*SUPPLIED INFORMATION:*
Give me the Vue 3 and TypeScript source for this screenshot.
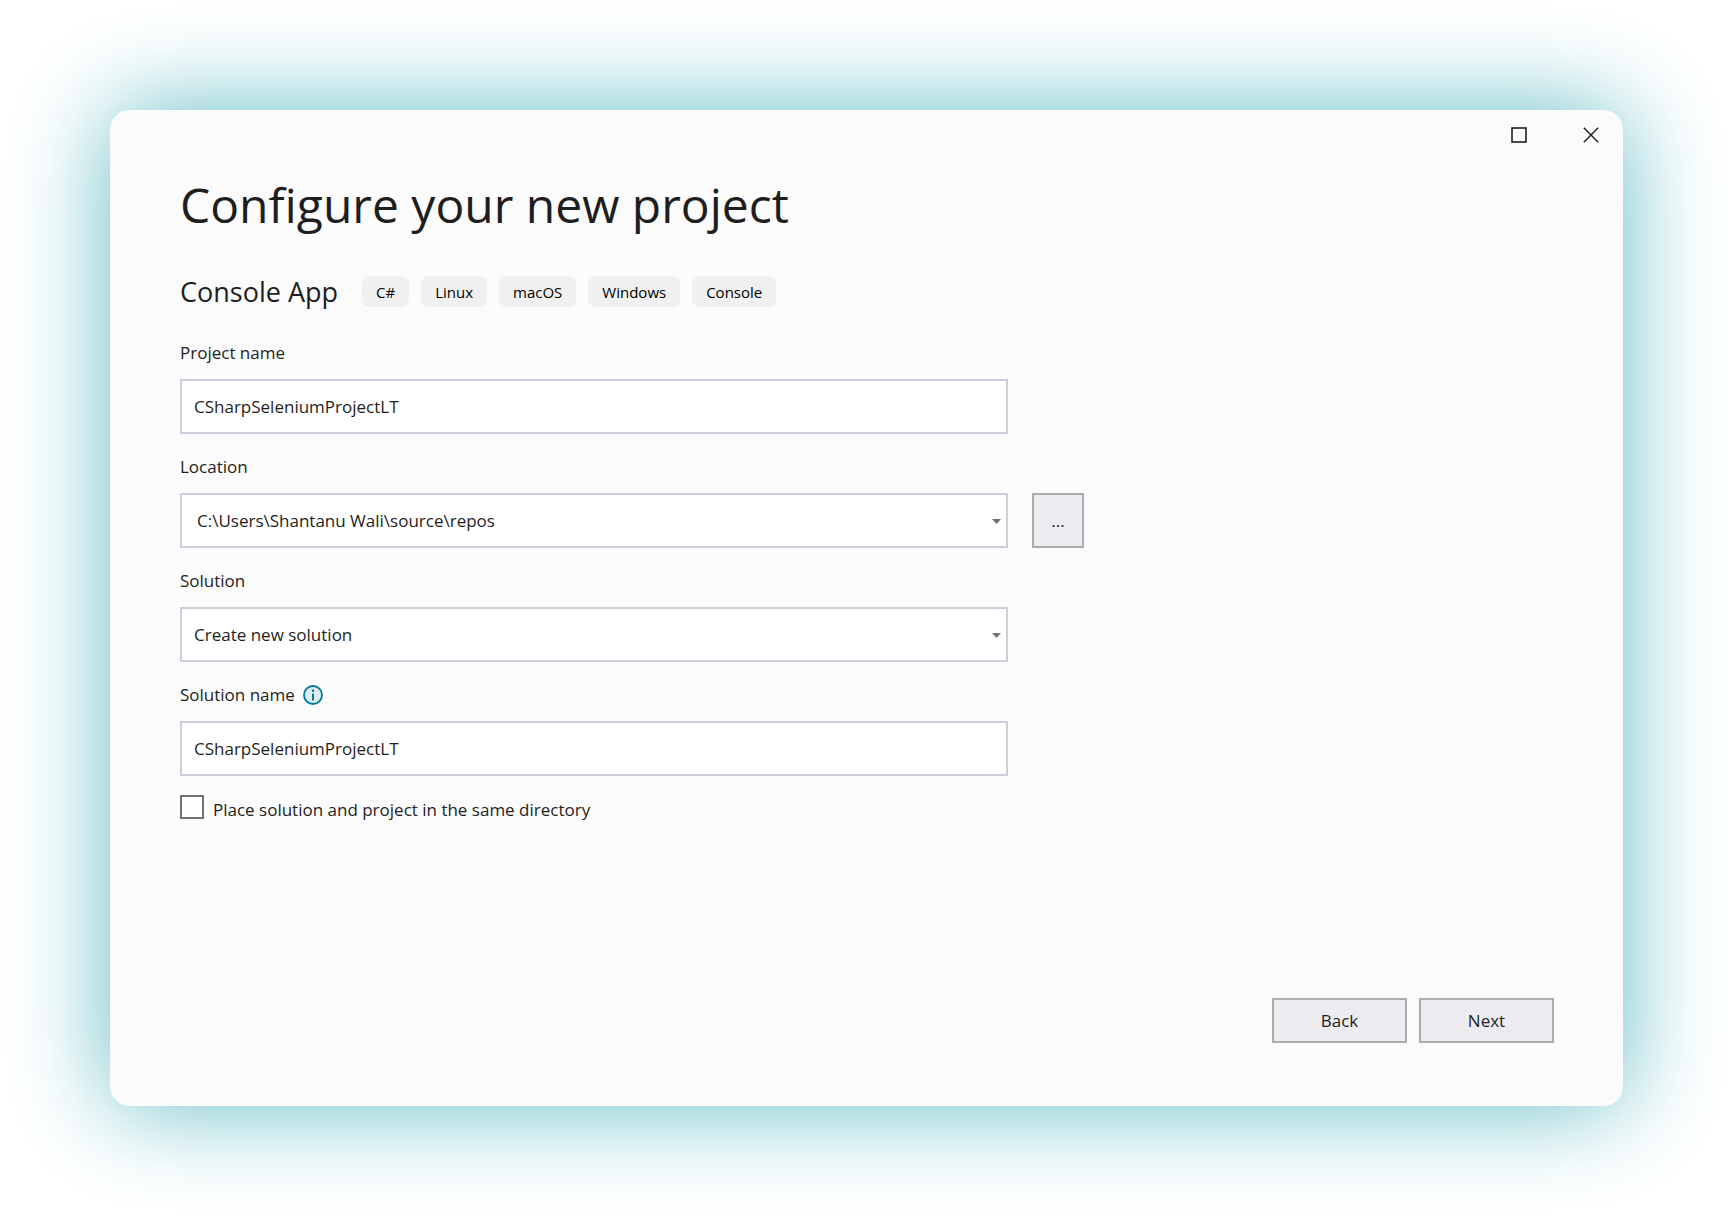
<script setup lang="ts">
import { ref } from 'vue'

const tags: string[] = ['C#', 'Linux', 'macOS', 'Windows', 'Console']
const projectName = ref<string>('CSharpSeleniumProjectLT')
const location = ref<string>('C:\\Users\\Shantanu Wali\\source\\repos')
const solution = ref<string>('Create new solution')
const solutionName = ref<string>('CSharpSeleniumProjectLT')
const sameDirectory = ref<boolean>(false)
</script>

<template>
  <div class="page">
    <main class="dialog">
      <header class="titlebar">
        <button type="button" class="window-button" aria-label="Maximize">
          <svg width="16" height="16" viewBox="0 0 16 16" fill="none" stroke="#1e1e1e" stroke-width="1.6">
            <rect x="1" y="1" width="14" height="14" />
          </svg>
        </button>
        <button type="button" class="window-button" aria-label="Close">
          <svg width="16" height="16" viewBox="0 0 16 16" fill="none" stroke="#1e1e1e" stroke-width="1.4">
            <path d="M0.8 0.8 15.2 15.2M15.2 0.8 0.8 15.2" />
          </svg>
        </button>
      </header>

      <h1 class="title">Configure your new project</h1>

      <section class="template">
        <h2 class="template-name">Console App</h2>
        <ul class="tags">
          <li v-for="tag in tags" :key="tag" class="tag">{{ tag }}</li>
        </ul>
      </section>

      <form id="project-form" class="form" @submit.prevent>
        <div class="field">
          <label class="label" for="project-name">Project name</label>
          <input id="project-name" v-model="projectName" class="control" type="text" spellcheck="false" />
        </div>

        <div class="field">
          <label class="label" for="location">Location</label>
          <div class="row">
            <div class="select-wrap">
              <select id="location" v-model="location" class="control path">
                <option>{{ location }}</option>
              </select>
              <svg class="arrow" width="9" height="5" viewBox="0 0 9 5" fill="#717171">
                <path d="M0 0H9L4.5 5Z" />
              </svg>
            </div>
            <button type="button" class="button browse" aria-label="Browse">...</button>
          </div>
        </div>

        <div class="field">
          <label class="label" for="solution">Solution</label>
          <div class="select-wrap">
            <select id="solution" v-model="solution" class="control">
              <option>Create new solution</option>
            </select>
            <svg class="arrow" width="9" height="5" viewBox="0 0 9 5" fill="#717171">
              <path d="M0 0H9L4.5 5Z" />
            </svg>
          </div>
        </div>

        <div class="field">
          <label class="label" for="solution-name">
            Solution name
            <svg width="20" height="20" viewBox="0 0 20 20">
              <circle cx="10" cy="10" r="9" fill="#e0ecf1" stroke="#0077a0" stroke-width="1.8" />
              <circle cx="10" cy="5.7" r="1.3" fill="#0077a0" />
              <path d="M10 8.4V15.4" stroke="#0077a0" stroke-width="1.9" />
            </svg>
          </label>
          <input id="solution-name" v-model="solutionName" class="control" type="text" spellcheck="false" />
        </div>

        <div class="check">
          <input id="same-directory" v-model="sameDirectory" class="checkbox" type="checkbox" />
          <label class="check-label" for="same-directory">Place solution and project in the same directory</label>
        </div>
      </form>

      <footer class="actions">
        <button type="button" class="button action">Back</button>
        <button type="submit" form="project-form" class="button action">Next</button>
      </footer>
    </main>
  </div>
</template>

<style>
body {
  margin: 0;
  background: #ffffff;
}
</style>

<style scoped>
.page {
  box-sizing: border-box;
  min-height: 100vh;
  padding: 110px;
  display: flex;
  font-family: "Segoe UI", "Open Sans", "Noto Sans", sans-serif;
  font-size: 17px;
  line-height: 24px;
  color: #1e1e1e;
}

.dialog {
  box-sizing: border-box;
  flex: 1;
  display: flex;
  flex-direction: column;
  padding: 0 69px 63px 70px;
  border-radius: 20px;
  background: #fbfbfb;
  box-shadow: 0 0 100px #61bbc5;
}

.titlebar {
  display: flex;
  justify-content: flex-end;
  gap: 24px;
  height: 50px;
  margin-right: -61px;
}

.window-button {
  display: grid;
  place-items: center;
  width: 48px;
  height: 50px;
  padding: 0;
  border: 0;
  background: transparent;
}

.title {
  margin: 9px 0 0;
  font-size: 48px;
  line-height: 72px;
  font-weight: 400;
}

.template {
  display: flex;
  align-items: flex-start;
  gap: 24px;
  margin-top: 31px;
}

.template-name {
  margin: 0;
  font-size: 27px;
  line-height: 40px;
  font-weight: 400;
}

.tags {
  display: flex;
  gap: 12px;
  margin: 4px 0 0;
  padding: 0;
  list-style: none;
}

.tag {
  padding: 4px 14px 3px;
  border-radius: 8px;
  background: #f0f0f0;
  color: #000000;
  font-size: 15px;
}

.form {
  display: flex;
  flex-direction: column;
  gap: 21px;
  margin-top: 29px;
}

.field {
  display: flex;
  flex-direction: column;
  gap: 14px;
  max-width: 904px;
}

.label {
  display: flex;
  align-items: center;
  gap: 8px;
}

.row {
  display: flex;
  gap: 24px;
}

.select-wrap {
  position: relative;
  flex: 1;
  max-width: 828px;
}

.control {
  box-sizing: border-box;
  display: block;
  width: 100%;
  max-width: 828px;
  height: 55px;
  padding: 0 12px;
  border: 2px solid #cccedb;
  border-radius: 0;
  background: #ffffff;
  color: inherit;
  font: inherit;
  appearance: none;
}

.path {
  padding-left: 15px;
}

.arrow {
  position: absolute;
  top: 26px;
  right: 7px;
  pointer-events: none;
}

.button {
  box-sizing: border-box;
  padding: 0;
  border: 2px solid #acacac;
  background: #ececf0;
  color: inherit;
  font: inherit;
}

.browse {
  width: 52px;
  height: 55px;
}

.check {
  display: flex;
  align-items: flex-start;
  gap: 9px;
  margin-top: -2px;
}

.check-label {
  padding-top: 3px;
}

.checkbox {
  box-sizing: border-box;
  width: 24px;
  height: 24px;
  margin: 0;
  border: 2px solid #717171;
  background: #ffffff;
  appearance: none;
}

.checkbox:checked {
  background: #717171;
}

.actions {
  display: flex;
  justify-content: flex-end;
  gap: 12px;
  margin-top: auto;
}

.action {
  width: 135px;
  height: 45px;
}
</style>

*OBJECTIVE:* Go from the first line of the listing to the line holding "your new project</h1>" and, please, transcribe those lines exactly, both included, with no pictures.

*OUTPUT OF THE EXERCISE:*
Give me the Vue 3 and TypeScript source for this screenshot.
<script setup lang="ts">
import { ref } from 'vue'

const tags: string[] = ['C#', 'Linux', 'macOS', 'Windows', 'Console']
const projectName = ref<string>('CSharpSeleniumProjectLT')
const location = ref<string>('C:\\Users\\Shantanu Wali\\source\\repos')
const solution = ref<string>('Create new solution')
const solutionName = ref<string>('CSharpSeleniumProjectLT')
const sameDirectory = ref<boolean>(false)
</script>

<template>
  <div class="page">
    <main class="dialog">
      <header class="titlebar">
        <button type="button" class="window-button" aria-label="Maximize">
          <svg width="16" height="16" viewBox="0 0 16 16" fill="none" stroke="#1e1e1e" stroke-width="1.6">
            <rect x="1" y="1" width="14" height="14" />
          </svg>
        </button>
        <button type="button" class="window-button" aria-label="Close">
          <svg width="16" height="16" viewBox="0 0 16 16" fill="none" stroke="#1e1e1e" stroke-width="1.4">
            <path d="M0.8 0.8 15.2 15.2M15.2 0.8 0.8 15.2" />
          </svg>
        </button>
      </header>

      <h1 class="title">Configure your new project</h1>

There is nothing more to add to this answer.